Mas eles, desde o princípio, nunca foram "populares", sempre se dirigiram de modo mais ou menos cifrado a uma classe média urbana, sobretudo carioca. O sucesso nacional, via Globo, talvez esteja relacionado ao fato de que o brasileiro simplório lá no fundo aprecia um racismo mitigado, ou "cordial". Os pobres riem quando Miguel Falabella (convidado de honra do último "Casseta") diz que eles cheiram mal, são desdentados etc; os negros se divertem quando são tratados como burros de carga; as empregadas domésticas acham simpático o fato de aparecerem na TV como se fossem escravas. Por aí vai.

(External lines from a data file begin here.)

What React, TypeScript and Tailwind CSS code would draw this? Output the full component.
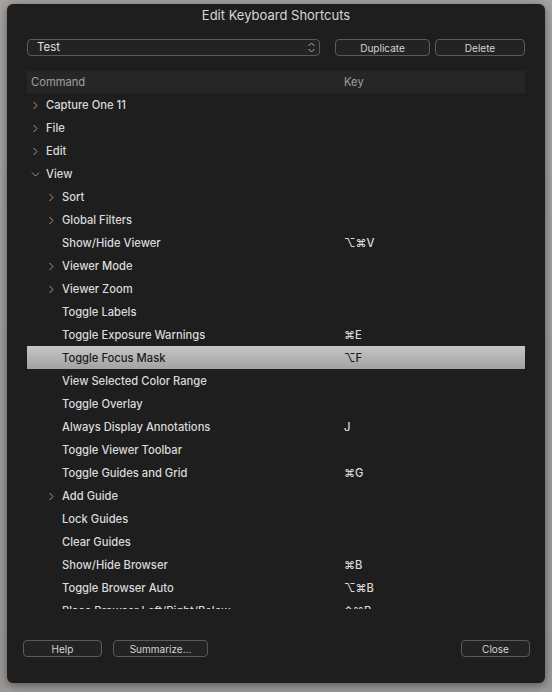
import React from 'react';

type Row = {
  label: string;
  level: number;
  chevron?: 'right' | 'down';
  shortcut?: string;
  selected?: boolean;
};

const rows: Row[] = [
  { label: 'Capture One 11', level: 0, chevron: 'right' },
  { label: 'File', level: 0, chevron: 'right' },
  { label: 'Edit', level: 0, chevron: 'right' },
  { label: 'View', level: 0, chevron: 'down' },
  { label: 'Sort', level: 1, chevron: 'right' },
  { label: 'Global Filters', level: 1, chevron: 'right' },
  { label: 'Show/Hide Viewer', level: 1, shortcut: '⌥⌘V' },
  { label: 'Viewer Mode', level: 1, chevron: 'right' },
  { label: 'Viewer Zoom', level: 1, chevron: 'right' },
  { label: 'Toggle Labels', level: 1 },
  { label: 'Toggle Exposure Warnings', level: 1, shortcut: '⌘E' },
  { label: 'Toggle Focus Mask', level: 1, shortcut: '⌥F', selected: true },
  { label: 'View Selected Color Range', level: 1 },
  { label: 'Toggle Overlay', level: 1 },
  { label: 'Always Display Annotations', level: 1, shortcut: 'J' },
  { label: 'Toggle Viewer Toolbar', level: 1 },
  { label: 'Toggle Guides and Grid', level: 1, shortcut: '⌘G' },
  { label: 'Add Guide', level: 1, chevron: 'right' },
  { label: 'Lock Guides', level: 1 },
  { label: 'Clear Guides', level: 1 },
  { label: 'Show/Hide Browser', level: 1, shortcut: '⌘B' },
  { label: 'Toggle Browser Auto', level: 1, shortcut: '⌥⌘B' },
  { label: 'Place Browser Left/Right/Below', level: 1, shortcut: '⌃⌘B' },
];

const Chevron = ({ dir }: { dir: 'right' | 'down' }) => (
  <svg width="9" height="9" viewBox="0 0 9 9" className="text-[#a8a8a8]">
    {dir === 'right' ? (
      <polyline points="2.5,1 6,4.5 2.5,8" fill="none" stroke="currentColor" strokeWidth="0.9" />
    ) : (
      <polyline points="1,2.5 4.5,6 8,2.5" fill="none" stroke="currentColor" strokeWidth="0.9" />
    )}
  </svg>
);

const Button = ({ label, width }: { label: string; width: string }) => (
  <button
    className={`${width} h-[17px] rounded-[4px] border border-[#5a5a5a] bg-[#232323] text-[10px] leading-none text-[#d6d6d6] flex items-center justify-center`}
  >
    {label}
  </button>
);

const CommandRow = ({ row }: { row: Row }) => {
  const indent = row.level === 0 ? 'pl-[19px]' : 'pl-[35px]';
  return (
    <div
      className={`relative h-[23px] pt-[1px] flex items-center shrink-0 ${
        row.selected
          ? 'bg-gradient-to-b from-[#c6c6c6] to-[#a2a2a2] text-[#1c1c1c]'
          : 'text-[#dadada]'
      }`}
    >
      <div className={`w-[317px] flex items-center ${indent} relative`}>
        {row.chevron && (
          <span className={`absolute top-[4px] ${row.level === 0 ? 'left-[4px]' : 'left-[20px]'}`}>
            <Chevron dir={row.chevron} />
          </span>
        )}
        <span className="font-medium">{row.label}</span>
      </div>
      {row.shortcut && <span className="font-medium">{row.shortcut}</span>}
    </div>
  );
};

export default function App() {
  return (
    <div
      className="w-[552px] h-[692px] bg-gradient-to-b from-[#a7a3a1] to-[#9c9896] pt-[4px] pl-[7px] overflow-hidden"
      style={{ fontFamily: 'Inter, "Noto Sans", sans-serif' }}
    >
      <div className="w-[538px] h-[679px] rounded-[6px] bg-[#1e1e1e] shadow-[0_2px_10px_rgba(0,0,0,0.45)] flex flex-col">
        {/* Title */}
        <div className="h-[24px] flex items-center justify-center text-[13px] text-[#d8d8d8]">
          Edit Keyboard Shortcuts
        </div>

        {/* Shortcut set controls */}
        <div className="mt-[11px] px-[20px] flex items-center">
          <div className="w-[293px] h-[17px] rounded-[4px] border border-[#5a5a5a] bg-[#232323] flex items-center justify-between pl-[9px] pr-[4px]">
            <span className="text-[11.5px] leading-none text-[#e0e0e0]">Test</span>
            <svg width="7" height="11" viewBox="0 0 7 11" className="text-[#b0b0b0]">
              <polyline points="0.5,4 3.5,1 6.5,4" fill="none" stroke="currentColor" strokeWidth="1" />
              <polyline points="0.5,7 3.5,10 6.5,7" fill="none" stroke="currentColor" strokeWidth="1" />
            </svg>
          </div>
          <div className="ml-[15px] flex gap-[5px]">
            <Button label="Duplicate" width="w-[95px]" />
            <Button label="Delete" width="w-[90px]" />
          </div>
        </div>

        {/* Table */}
        <div className="mt-[15px] mx-[20px] flex flex-col text-[11.2px]">
          <div className="h-[22px] bg-[#262626] flex items-center text-[#a0a0a0]">
            <span className="w-[317px] pl-[4px]">Command</span>
            <span>Key</span>
          </div>
          <div className="h-[516px] overflow-hidden flex flex-col">
            {rows.map((row) => (
              <CommandRow key={row.label} row={row} />
            ))}
          </div>
        </div>

        {/* Footer */}
        <div className="mt-[31px] pl-[16px] pr-[15px] flex items-center">
          <Button label="Help" width="w-[79px]" />
          <div className="ml-[11px]">
            <Button label="Summarize..." width="w-[95px]" />
          </div>
          <div className="ml-auto">
            <Button label="Close" width="w-[69px]" />
          </div>
        </div>
      </div>
    </div>
  );
}
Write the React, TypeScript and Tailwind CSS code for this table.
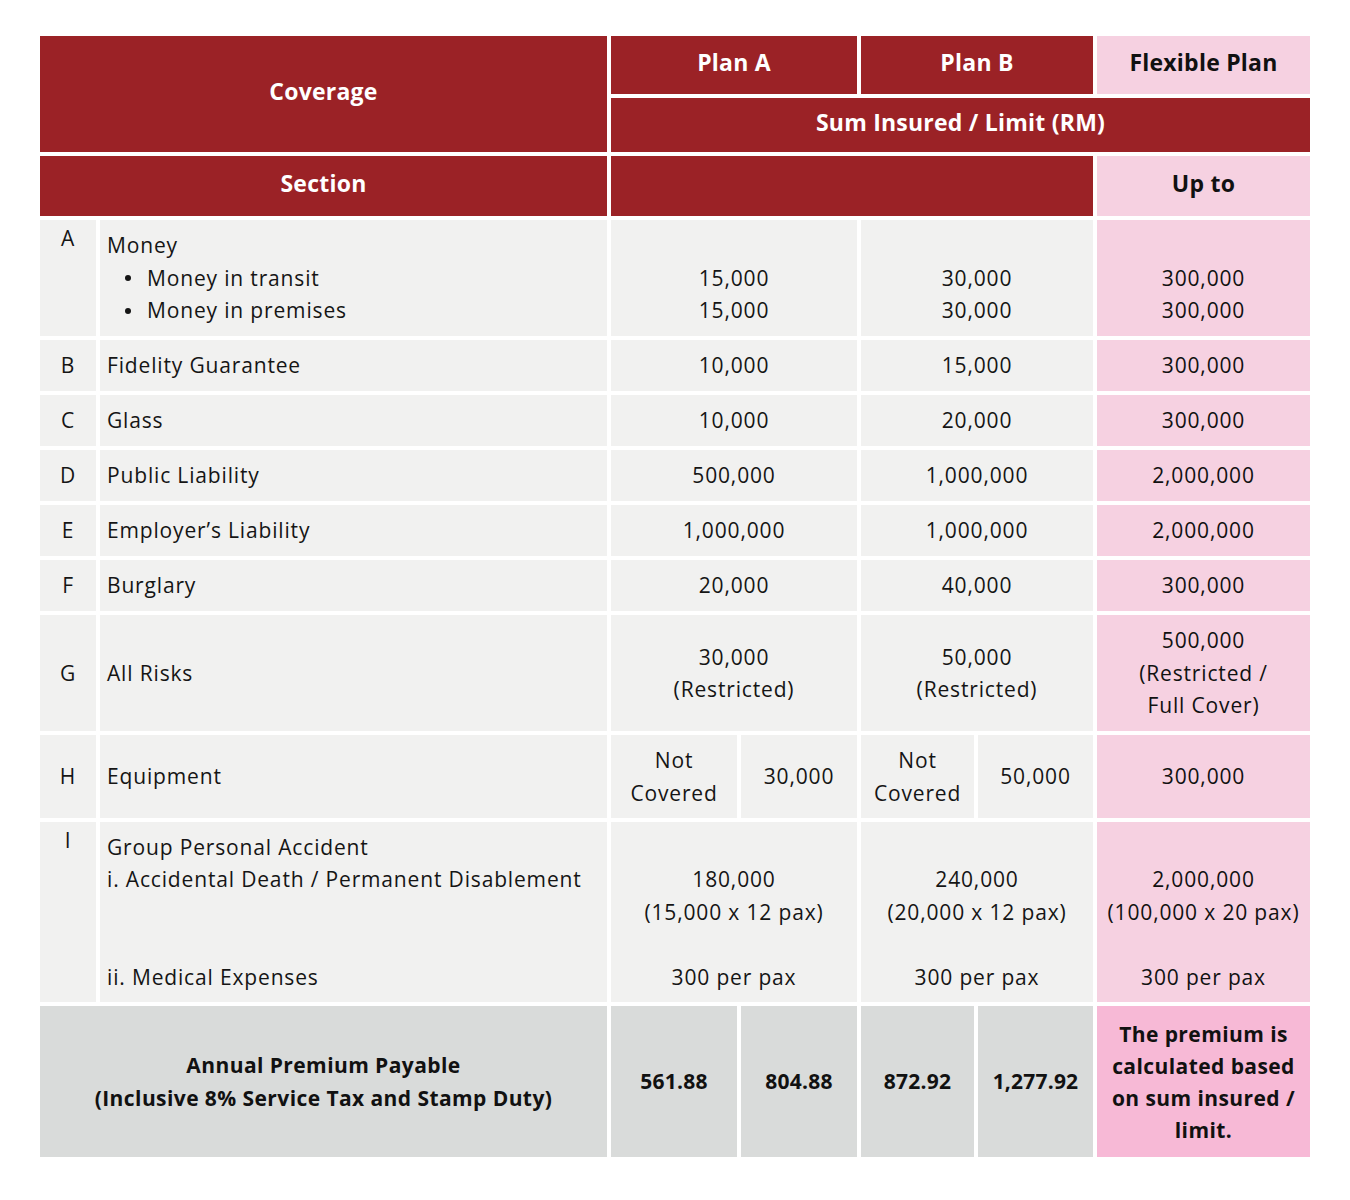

Inteligentes que são, os "cassetas" podem dizer que exploram o material que o país lhes fornece, nada mais. É claro que eles representam um choque de realidade numa área que era dominada até há pouco por três ou quatro figurões que praticavam um humor ao mesmo tempo popularesco e pomposo. Como, mal comparando, a Semana de 22 aproximou a arte do país real e mostrou o que havia de postiço e empolado na linguagem dos bacharéis. Mas, assim como o modernismo foi mistificado, creio que também no humor televisivo estamos substituindo uma forma de preconceito por outra, mais moderninha. Pode parecer passadismo, mas que saudades da graça inofensiva, simples e no entanto genial de um Didi Mocó trapalhão.